Here’s the thing about slow weekend travel: it’s not some grand philosophy you need to master. It’s just a different way of moving through the world — one that actually works with your real life instead of against it.

You don’t need to become a zen master or throw away your phone (though putting it down for a few hours won’t hurt). You just need to stop treating your weekends like another project to optimize. The beauty of slow travel is that it meets you where you are — tired, overscheduled, and maybe a little skeptical that two days can actually make a difference.

But here’s what happens when you try it: you come home feeling like you actually went somewhere, not just survived another blur of activities. You remember conversations instead of just photo ops. You carry a little piece of that slower rhythm back with you, even if it’s Monday morning and the emails are already piling up.

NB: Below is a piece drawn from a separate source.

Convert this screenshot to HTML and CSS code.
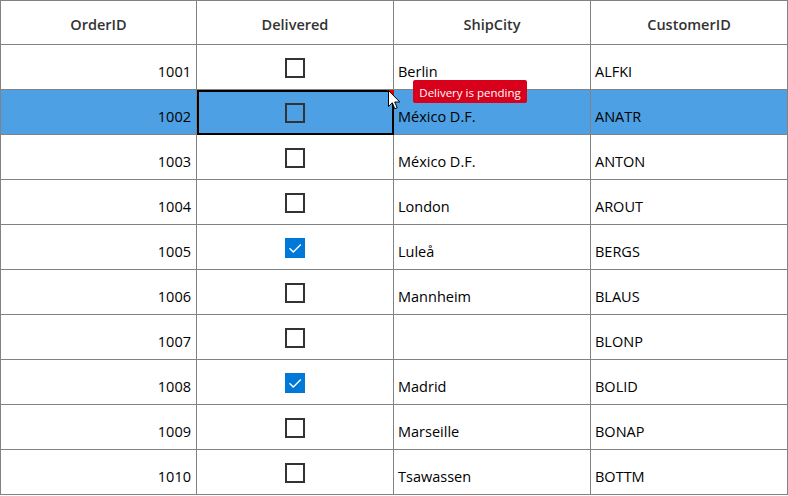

Your first slow weekend might feel weird. You’ll probably catch yourself reaching for your phone to plan the next thing, or feeling guilty about sitting in that café for an extra hour. That’s normal — we’re not exactly trained for this kind of intentional downtime.

The truth is, you don’t need exotic destinations or perfect conditions to reset your spirit. Sometimes the best weekend is the one where you drive an hour away, find a place that feels different from home, and just… breathe. No agenda required.

Next time you’re staring at another packed weekend wondering why you’re not excited about it, try this instead. Pick a place, pack light, and see what happens when you stop trying so hard to make the most of everything. You might be surprised by what you find when you’re not looking for it.